Code that builds pages
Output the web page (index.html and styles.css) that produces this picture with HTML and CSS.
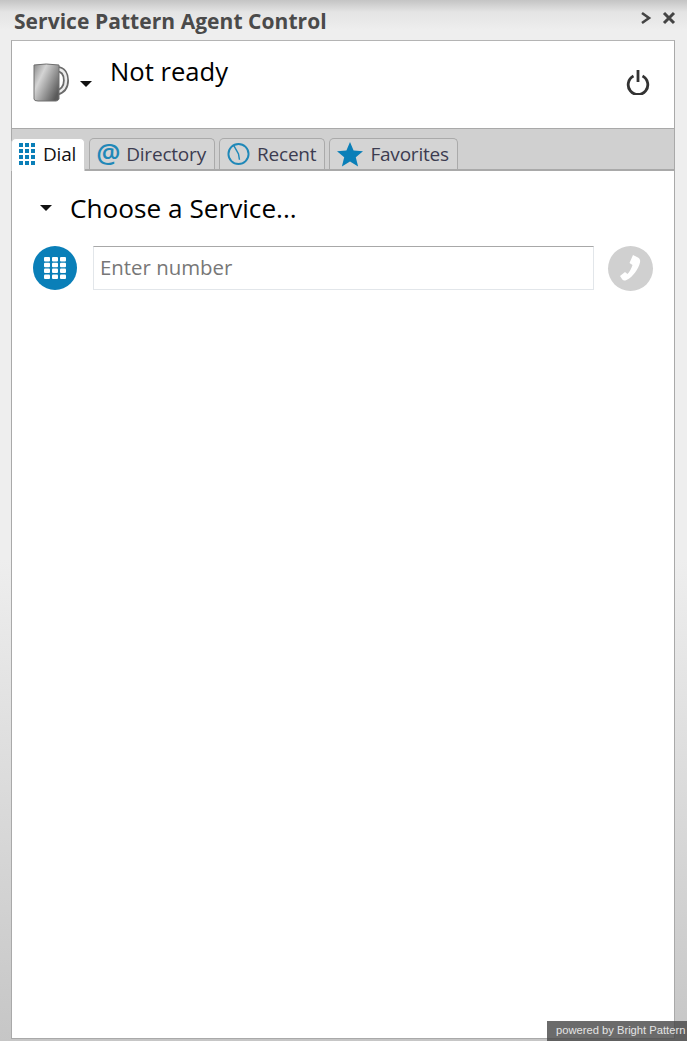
FILE: index.html
```html
<!DOCTYPE html>
<html lang="en">
<head>
    <meta charset="UTF-8">
    <meta name="viewport" content="width=device-width, initial-scale=1.0">
    <title>Service Pattern Agent Control</title>
    <link rel="stylesheet" href="styles.css">
</head>
<body>

<div class="titlebar">
    <h1>Service Pattern Agent Control</h1>
    <div class="window-buttons">
        <svg width="12" height="14" viewBox="0 0 12 14"><path d="M2 2l7 5-7 5" fill="none" stroke="#444" stroke-width="2.600"/></svg>
        <svg width="14" height="14" viewBox="0 0 14 14"><path d="M2 2l10 10M12 2L2 12" fill="none" stroke="#444" stroke-width="3"/></svg>
    </div>
</div>

<div class="panel">
    <div class="status">
        <svg class="mug" width="38" height="40" viewBox="0 0 38 40">
            <defs>
                <linearGradient id="mugFill" x1="0" y1="0" x2="1" y2="0.7">
                    <stop offset="0" stop-color="#8a8a8a"/>
                    <stop offset="0.35" stop-color="#d4d4d4"/>
                    <stop offset="1" stop-color="#5a5a5a"/>
                </linearGradient>
            </defs>
            <path d="M23 6C31 6 33 12 33 17.500S31 28 23 30" fill="none" stroke="#6a6a6a" stroke-width="6"/>
            <path d="M23 6C31 6 33 12 33 17.500S31 28 23 30" fill="none" stroke="#ececec" stroke-width="2.500"/>
            <path d="M1 2q12-2 25 0v34q-1 2-3 2H5q-4 0-4-2z" fill="url(#mugFill)" stroke="#707070"/>
        </svg>
        <span class="caret status-caret"></span>
        <span class="status-text">Not ready</span>
        <svg class="power" width="24" height="26" viewBox="0 0 24 26">
            <path d="M7.500 7a9.800 9.800 0 1 0 9 0" fill="none" stroke="#333" stroke-width="2.800"/>
            <path d="M12 1v12" fill="none" stroke="#333" stroke-width="2.800"/>
        </svg>
    </div>

    <div class="tabs">
        <div class="tab active">
            <svg width="17" height="22" viewBox="0 0 17 22" class="tab-icon">
                <g fill="#0a7fb8">
                    <rect x="0" y="0" width="4" height="4"/><rect x="6" y="0" width="4" height="4"/><rect x="12" y="0" width="4" height="4"/>
                    <rect x="0" y="6" width="4" height="4"/><rect x="6" y="6" width="4" height="4"/><rect x="12" y="6" width="4" height="4"/>
                    <rect x="0" y="12" width="4" height="4"/><rect x="6" y="12" width="4" height="4"/><rect x="12" y="12" width="4" height="4"/>
                    <rect x="0" y="18" width="4" height="4"/><rect x="6" y="18" width="4" height="4"/><rect x="12" y="18" width="4" height="4"/>
                </g>
            </svg>
            Dial
        </div>
        <div class="tab">
            <span class="at-icon">@</span>
            Directory
        </div>
        <div class="tab">
            <svg width="23" height="24" viewBox="0 0 24 24" class="tab-icon">
                <circle cx="12" cy="12" r="10.500" fill="none" stroke="#1f88b8" stroke-width="2"/>
                <path d="M7 3l5 9 1 6" fill="none" stroke="#1f88b8" stroke-width="1.500"/>
            </svg>
            Recent
        </div>
        <div class="tab">
            <svg width="26" height="25" viewBox="0 0 26 25" class="tab-icon">
                <path d="M13 0l3.600 8.600 9.400.7-7.200 6 2.300 9.200L13 19.600 4.900 24.500l2.300-9.200-7.200-6 9.400-.7z" fill="#0a7fb8"/>
            </svg>
            Favorites
        </div>
    </div>

    <div class="content">
        <div class="service">
            <span class="caret"></span>
            <span class="service-text">Choose a Service...</span>
        </div>
        <div class="dial-row">
            <div class="round-btn keypad">
                <svg width="22" height="22" viewBox="0 0 22 22">
                    <g fill="#fff">
                        <rect x="0" y="0" width="6" height="4.500" rx="1"/><rect x="8" y="0" width="6" height="4.500" rx="1"/><rect x="16" y="0" width="6" height="4.500" rx="1"/>
                        <rect x="0" y="5.800" width="6" height="4.500" rx="1"/><rect x="8" y="5.800" width="6" height="4.500" rx="1"/><rect x="16" y="5.800" width="6" height="4.500" rx="1"/>
                        <rect x="0" y="11.600" width="6" height="4.500" rx="1"/><rect x="8" y="11.600" width="6" height="4.500" rx="1"/><rect x="16" y="11.600" width="6" height="4.500" rx="1"/>
                        <rect x="0" y="17.500" width="6" height="4.500" rx="1"/><rect x="8" y="17.500" width="6" height="4.500" rx="1"/><rect x="16" y="17.500" width="6" height="4.500" rx="1"/>
                    </g>
                </svg>
            </div>
            <input class="number" type="text" placeholder="Enter number">
            <div class="round-btn call">
                <svg class="phone" width="22" height="27" viewBox="0 0 22 27">
                    <path d="M13 1l5 2.500c2 1 2.500 3 2 5C18.500 15 13 23 6.500 26c-2 1-3.500.5-4.500-1L0 22l5-4 2.500 2c2-2 4-6 5-9L9.500 9z" fill="#fff"/>
                </svg>
            </div>
        </div>
    </div>
</div>

<div class="powered">powered by Bright Pattern</div>

</body>
</html>
```

FILE: styles.css
```css
html, body {
    height: 100%;
}
body {
    margin: 0;
    height: 1041px;
    overflow: hidden;
    position: relative;
    box-sizing: border-box;
    padding: 0 12px 2px 11px;
    display: flex;
    flex-direction: column;
    font-family: "Open Sans", "Noto Sans", sans-serif;
    background: linear-gradient(#c4c4c4 0, #e4e4e4 12px, #eeeeee 30px, #eeeeee 560px, #c6c6c6 100%);
}
.titlebar {
    height: 40px;
    flex: none;
    display: flex;
    justify-content: space-between;
    align-items: center;
    padding: 2px 0 0 3px;
    box-sizing: border-box;
}
.titlebar h1 {
    margin: 0;
    font-size: 21px;
    letter-spacing: 0.05px;
    font-weight: 700;
    color: #4a4a4a;
    margin-bottom: 1px;
}
.window-buttons {
    display: flex;
    align-items: center;
    gap: 10px;
    margin-bottom: 6px;
    margin-right: -1px;
}
.panel {
    flex: 1;
    display: flex;
    flex-direction: column;
    border: 1px solid #a9a9a9;
    border-top-color: #b4b4b4;
    background: #fff;
}
.status {
    height: 87px;
    flex: none;
    display: flex;
    align-items: flex-start;
    box-sizing: border-box;
    padding: 22px 23px 0 21px;
}
.caret {
    display: inline-block;
    width: 0;
    height: 0;
    border-left: 6.5px solid transparent;
    border-right: 6.5px solid transparent;
    border-top: 6px solid #111;
}
.status-caret {
    margin: 18px 0 0 9px;
}
.status-text {
    margin-left: 18px;
    margin-top: -9px;
    font-size: 25.6px;
    color: #000;
}
.power {
    margin-left: auto;
    margin-top: 6px;
    margin-right: 1px;
}
.tabs {
    height: 43px;
    flex: none;
    box-sizing: border-box;
    display: flex;
    align-items: flex-end;
    gap: 4px;
    background: #d0d0d0;
    border-top: 1px solid #a9a9a9;
    border-bottom: 2px solid #a9a9a9;
}
.tab {
    height: 31px;
    box-sizing: border-box;
    display: flex;
    align-items: center;
    gap: 7px;
    padding: 0 8px 0 7px;
    border: 1px solid #aaa;
    border-bottom: none;
    border-radius: 5px 5px 0 0;
    font-size: 19px;
    letter-spacing: -0.2px;
    color: #3c3c50;
    background: #d4d4d4;
}
.tab.active {
    background: #fff;
    border-color: #d0d0d0;
    color: #111;
    height: 33px;
    margin-bottom: -2px;
    margin-left: -1px;
    padding-bottom: 2px;
}
.at-icon {
    font-size: 27px;
    font-weight: 600;
    line-height: 1;
    color: #1f88b8;
    margin: -4px -1px 0 -1px;
}
.content {
    flex: 1;
    padding: 17px 21px 0 21px;
}
.service {
    display: flex;
    align-items: center;
    height: 40px;
    margin-bottom: 18px;
    padding-left: 7px;
}
.service .caret {
    margin-top: -1px;
}
.service-text {
    margin-left: 18px;
    font-size: 26.200px;
    color: #000;
}
.dial-row {
    display: flex;
    align-items: flex-start;
}
.round-btn {
    width: 45px;
    height: 45px;
    flex: none;
    border-radius: 50%;
    display: flex;
    align-items: center;
    justify-content: center;
}
.keypad {
    background: #0a7fb8;
    width: 44px;
    height: 44px;
}
.call {
    background: #d0d0d0;
}
.phone {
    margin: -3px 0 0 1px;
}
.number {
    width: 501px;
    height: 44px;
    flex: none;
    box-sizing: border-box;
    margin: 0 14px 0 16px;
    padding: 0 6px 2px;
    border: 1px solid #e2e6ea;
    border-top-color: #a8a8a8;
    outline: none;
    font-family: inherit;
    font-size: 20.4px;
}
.number::placeholder {
    color: #777;
    opacity: 1;
}
.powered {
    position: absolute;
    right: 0;
    bottom: 0;
    width: 140px;
    height: 20px;
    box-sizing: border-box;
    padding-left: 9px;
    line-height: 18px;
    font-family: "Liberation Sans", sans-serif;
    font-size: 11.2px;
    color: #e4e4e4;
    background: rgba(70, 70, 70, 0.8);
    white-space: nowrap;
}
```
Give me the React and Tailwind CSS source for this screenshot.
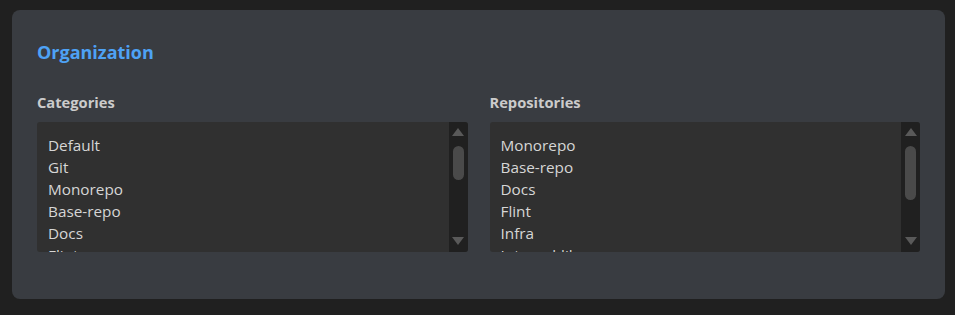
export default function App() {
  const categories = ["Default", "Git", "Monorepo", "Base-repo", "Docs", "Flint", "Infra"];
  const repos = ["Monorepo", "Base-repo", "Docs", "Flint", "Infra", "Internal-lib", "Tools"];
  const ListBox = ({ items, thumbH }) => (
    <div className="flex h-[130px] rounded-[3px] overflow-hidden bg-[#303030]">
      <div className="flex-1 overflow-hidden pt-[12px] pl-[11px] text-[15.3px] leading-[22px] text-[#d6d6d6]">
        {items.map((t) => (
          <div key={t}>{t}</div>
        ))}
      </div>
      <div className="w-[19px] bg-[#202020] flex flex-col items-center">
        <div className="mt-[6px] w-0 h-0 border-l-[6px] border-r-[6px] border-b-[8px] border-l-transparent border-r-transparent border-b-[#595959]" />
        <div className={`mt-[10px] w-[11px] rounded-full bg-[#4a4a4a] ${thumbH}`} />
        <div className="flex-1" />
        <div className="mb-[7px] w-0 h-0 border-l-[6px] border-r-[6px] border-t-[8px] border-l-transparent border-r-transparent border-t-[#595959]" />
      </div>
    </div>
  );
  return (
    <div className="w-[955px] h-[315px] bg-[#202020] pt-[10px] pl-[12px] pr-[10px] font-['Open_Sans',sans-serif]">
      <div className="h-[289px] rounded-[8px] bg-[#393c41] px-[25px] pt-[30px]">
        <h2 className="text-[18px] font-bold leading-[24px] text-[#4ea2f5]">Organization</h2>
        <div className="mt-[28px] grid grid-cols-2 gap-[22px]">
          <div>
            <div className="text-[14.7px] font-bold leading-[20px] text-[#cbcbcb] mb-[10px]">Categories</div>
            <ListBox items={categories} thumbH="h-[34px]" />
          </div>
          <div>
            <div className="text-[14.7px] font-bold leading-[20px] text-[#cbcbcb] mb-[10px]">Repositories</div>
            <ListBox items={repos} thumbH="h-[54px]" />
          </div>
        </div>
      </div>
    </div>
  );
}
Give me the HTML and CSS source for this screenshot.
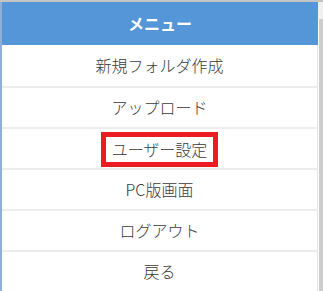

— Written problem —
Out of the records, collect only those lines that contain the string "styles".

— The response —
Output the web page (index.html and styles.css) that produces this picture with HTML and CSS.
    <link rel="stylesheet" href="styles.css">
FILE: styles.css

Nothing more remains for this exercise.